Umbrella insurance raises the liability coverage limit across all of these other policies that have built-in liability protection, up to $1 million, $5 million, or more. Ideally, you want to raise the limits to keep up with the growth of the portion of your net worth that would be exposed to creditors in a lawsuit.

How Much Umbrella Insurance Do You Need?


Some assets, such as a certain portion of your qualified retirement accounts and part of the equity in your primary residence (depending on the homestead laws in your state), have built-in creditor protection. I won’t go into detail on these areas, but a qualified attorney familiar with the laws in your state can provide more definitive insight into your specific situation.

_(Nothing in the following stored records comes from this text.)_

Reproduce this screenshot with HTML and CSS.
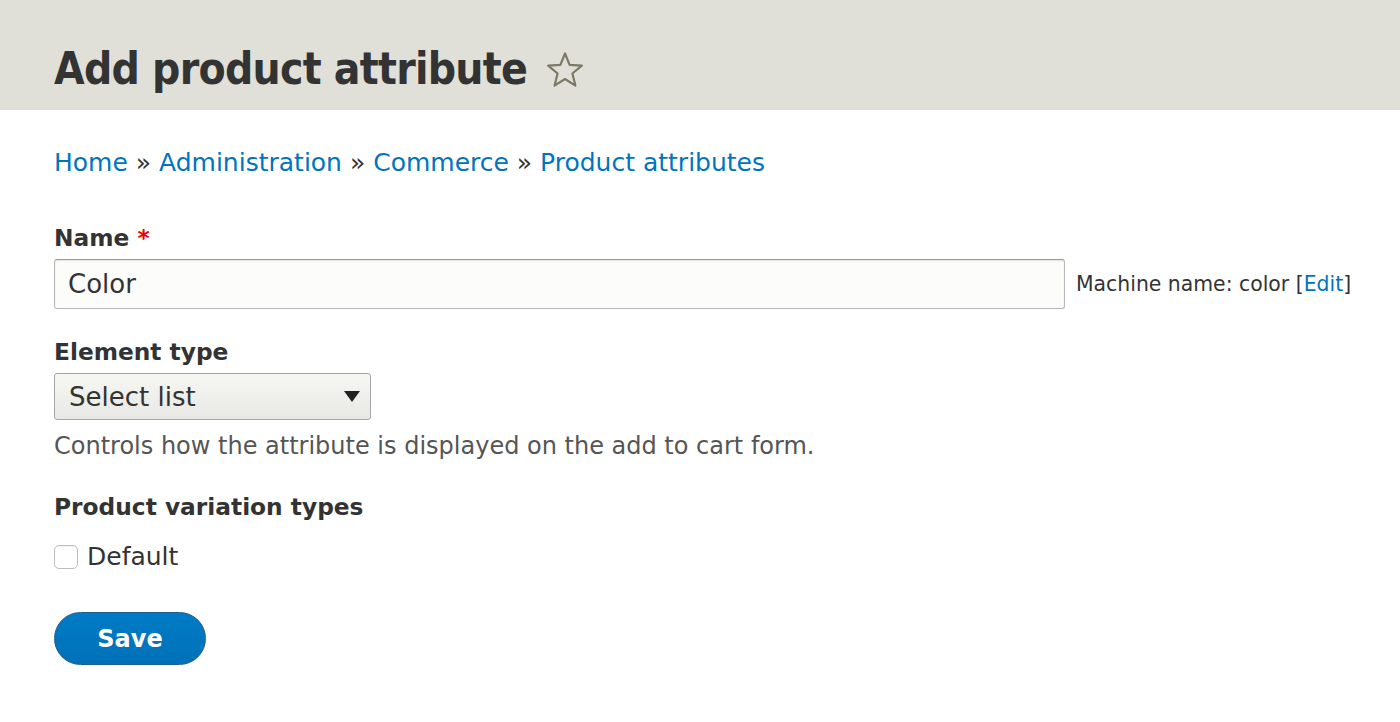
FILE: index.html
```html
<!DOCTYPE html>
<html lang="en">
<head>
<meta charset="utf-8">
<title>Add product attribute</title>
<link rel="stylesheet" href="styles.css">
</head>
<body>
<header class="page-header">
  <h1 class="page-title">Add product attribute</h1>
  <svg class="star" width="38" height="38" viewBox="0 0 38 38" aria-hidden="true">
    <path d="M19 2.5 L23.6 13.9 L35.8 14.7 L26.4 22.5 L29.4 34.6 L19 28 L8.6 34.6 L11.6 22.5 L2.2 14.7 L14.4 13.9 Z" fill="none" stroke="#7b7a66" stroke-width="2.2" stroke-linejoin="round"/>
  </svg>
</header>
<main class="content">
  <nav class="breadcrumb">
    <a href="#">Home</a> <span class="sep">»</span> <a href="#">Administration</a> <span class="sep">»</span> <a href="#">Commerce</a> <span class="sep">»</span> <a href="#">Product attributes</a>
  </nav>
  <form class="form">
    <div class="field">
      <label class="label">Name <span class="req">*</span></label>
      <div class="name-row">
        <input class="text-input" type="text" value="Color">
        <span class="machine">Machine name: color [<a href="#">Edit</a>]</span>
      </div>
    </div>
    <div class="field">
      <label class="label">Element type</label>
      <div class="select">
        <span>Select list</span>
        <span class="arrow"></span>
      </div>
      <div class="desc">Controls how the attribute is displayed on the add to cart form.</div>
    </div>
    <div class="field field-types">
      <div class="label">Product variation types</div>
      <label class="check"><span class="box"></span>Default</label>
    </div>
    <button type="button" class="save">Save</button>
  </form>
</main>
</body>
</html>
```

FILE: styles.css
```css
html, body {
  margin: 0;
  padding: 0;
  background: #fff;
  font-family: "DejaVu Sans", "Noto Sans", sans-serif;
  color: #333;
}
.page-header {
  background: #e0e0d8;
  height: 110px;
  box-sizing: border-box;
  padding: 0 0 0 54px;
  display: flex;
  align-items: center;
}
.page-title {
  margin: 0;
  font-family: "DejaVu Sans Condensed", "DejaVu Sans", sans-serif;
  font-size: 44px;
  font-weight: bold;
  letter-spacing: -0.75px;
  color: #333;
  line-height: 1;
  padding-top: 28px;
}
.star {
  margin-left: 19px;
  margin-top: 30px;
}
.content {
  padding: 0 54px;
}
.breadcrumb {
  margin-top: 38px;
  font-size: 25px;
  line-height: 30px;
  color: #333;
}
.breadcrumb a {
  color: #0074bd;
  text-decoration: none;
}
.form {
  margin-top: 45px;
}
.field {
  margin-bottom: 28px;
}
.label {
  display: block;
  font-weight: bold;
  font-size: 23.3px;
  line-height: 30px;
  color: #333;
  margin-bottom: 6px;
}
.req {
  color: #e00;
}
.name-row {
  display: flex;
  align-items: center;
}
.text-input {
  flex: 0 0 auto;
  width: 1011px;
  height: 50px;
  box-sizing: border-box;
  border: 1px solid #b8b8b8;
  border-top-color: #999;
  border-radius: 3px;
  background: #fcfcfa;
  font-family: inherit;
  font-size: 26px;
  color: #333;
  padding: 0 13px;
  box-shadow: inset 0 1px 2px rgba(0,0,0,0.1);
}
.machine {
  margin-left: 11px;
  font-size: 20.4px;
  white-space: nowrap;
  color: #333;
}
.machine a {
  color: #0074bd;
  text-decoration: none;
}
.select {
  width: 317px;
  height: 47px;
  box-sizing: border-box;
  border: 1px solid #a6a6a6;
  border-radius: 3px;
  background: linear-gradient(#f6f6f3, #e8e8e4);
  display: flex;
  align-items: center;
  justify-content: space-between;
  padding: 0 10px 0 14px;
  font-size: 26px;
  color: #333;
}
.arrow {
  width: 0;
  height: 0;
  border-left: 8.5px solid transparent;
  border-right: 8.5px solid transparent;
  border-top: 11px solid #222;
}
.desc {
  margin-top: 12px;
  font-size: 24px;
  color: #555;
}
.field-types {
  margin-top: 32px;
}
.check {
  display: flex;
  align-items: center;
  font-size: 25px;
  color: #333;
  margin-top: 20px;
}
.box {
  width: 22px;
  height: 22px;
  border: 1px solid #bdbdbd;
  border-radius: 5px;
  background: #fff;
  margin-right: 9px;
  box-shadow: inset 0 1px 1px rgba(0,0,0,0.06);
}
.save {
  width: 152px;
  height: 53px;
  border-radius: 27px;
  border: 1px solid #1e5c90;
  background: linear-gradient(#007bc6, #0071b8);
  color: #fff;
  font-family: inherit;
  font-size: 24px;
  font-weight: bold;
  cursor: pointer;
  margin-top: 13px;
}
```
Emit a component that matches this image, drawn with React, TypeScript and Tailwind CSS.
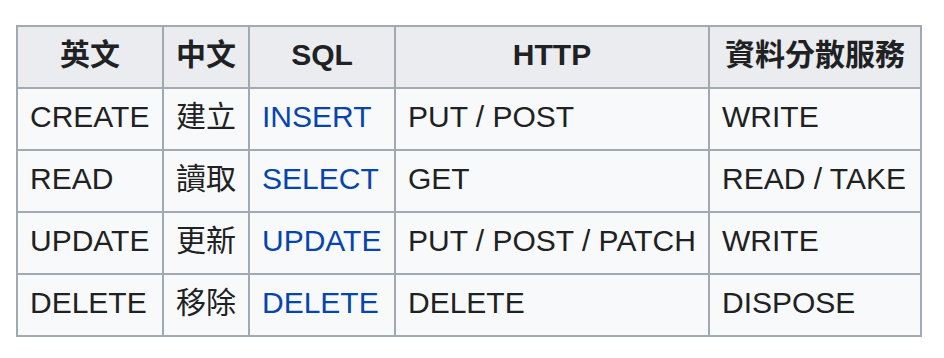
const rows = [
  { en: "CREATE", zh: "建立", sql: "INSERT", http: "PUT / POST", dds: "WRITE" },
  { en: "READ", zh: "讀取", sql: "SELECT", http: "GET", dds: "READ / TAKE" },
  { en: "UPDATE", zh: "更新", sql: "UPDATE", http: "PUT / POST / PATCH", dds: "WRITE" },
  { en: "DELETE", zh: "移除", sql: "DELETE", http: "DELETE", dds: "DISPOSE" },
];

const headers = ["英文", "中文", "SQL", "HTTP", "資料分散服務"];

export default function App() {
  return (
    <div className="w-[944px] h-[358px] bg-white pt-[25px] pl-[16px]">
      <table
        className="table-fixed border-collapse border-2 border-[#a2a9b1] text-[30px] leading-none text-[#202122] w-[904px]"
        style={{ fontFamily: '"Liberation Sans", Arial, "Noto Sans CJK TC", sans-serif' }}
      >
        <colgroup>
          <col className="w-[146px]" />
          <col className="w-[86px]" />
          <col className="w-[146px]" />
          <col className="w-[314px]" />
          <col className="w-[212px]" />
        </colgroup>
        <thead>
          <tr className="h-[62px] bg-[#eaecf0]">
            {headers.map((h) => (
              <th key={h} className="border-2 border-[#a2a9b1] px-[12px] pt-0 pb-[4px] font-bold text-center whitespace-nowrap">
                {h}
              </th>
            ))}
          </tr>
        </thead>
        <tbody>
          {rows.map((r) => (
            <tr key={r.en} className="h-[62px] bg-[#f8f9fa]">
              <td className="border-2 border-[#a2a9b1] px-[12px] pt-0 pb-[4px] whitespace-nowrap">{r.en}</td>
              <td className="border-2 border-[#a2a9b1] px-[12px] pt-0 pb-[4px] whitespace-nowrap">{r.zh}</td>
              <td className="border-2 border-[#a2a9b1] px-[12px] pt-0 pb-[4px] whitespace-nowrap">
                <a href="#" className="text-[#0645ad] no-underline">{r.sql}</a>
              </td>
              <td className="border-2 border-[#a2a9b1] px-[12px] pt-0 pb-[4px] whitespace-nowrap">{r.http}</td>
              <td className="border-2 border-[#a2a9b1] px-[12px] pt-0 pb-[4px] whitespace-nowrap">{r.dds}</td>
            </tr>
          ))}
        </tbody>
      </table>
    </div>
  );
}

So, the amount of your net worth that is exposed to creditors will dictate the level of liability protection needed. As long as your liability protection is high enough to discourage a would-be plaintiff from going to trial and instead, accepting a settlement equal to or below your umbrella coverage limit, your umbrella insurance will cover your legal fees and the settlement amount. Again, consult a qualified attorney for more detail on this aspect of umbrella insurance.

The Takeaway


All this to say, insurance has an important role to play in building a financial legacy, and many people take it for granted or neglect to think deeply enough about it. This is playing with fire, because life is full of risks that can threaten your financial dreams. But luckily, there are inexpensive insurance products out there that can help to hedge against these risks.

Part of good financial planning is doing a comprehensive insurance review to turn over rocks in your financial life and see if there are any gaps in coverage or exposure to risk you may not have considered. If you have legacy goals, I would strongly encourage you to embrace this process as a way to buttress your financial goals and protect your dreams.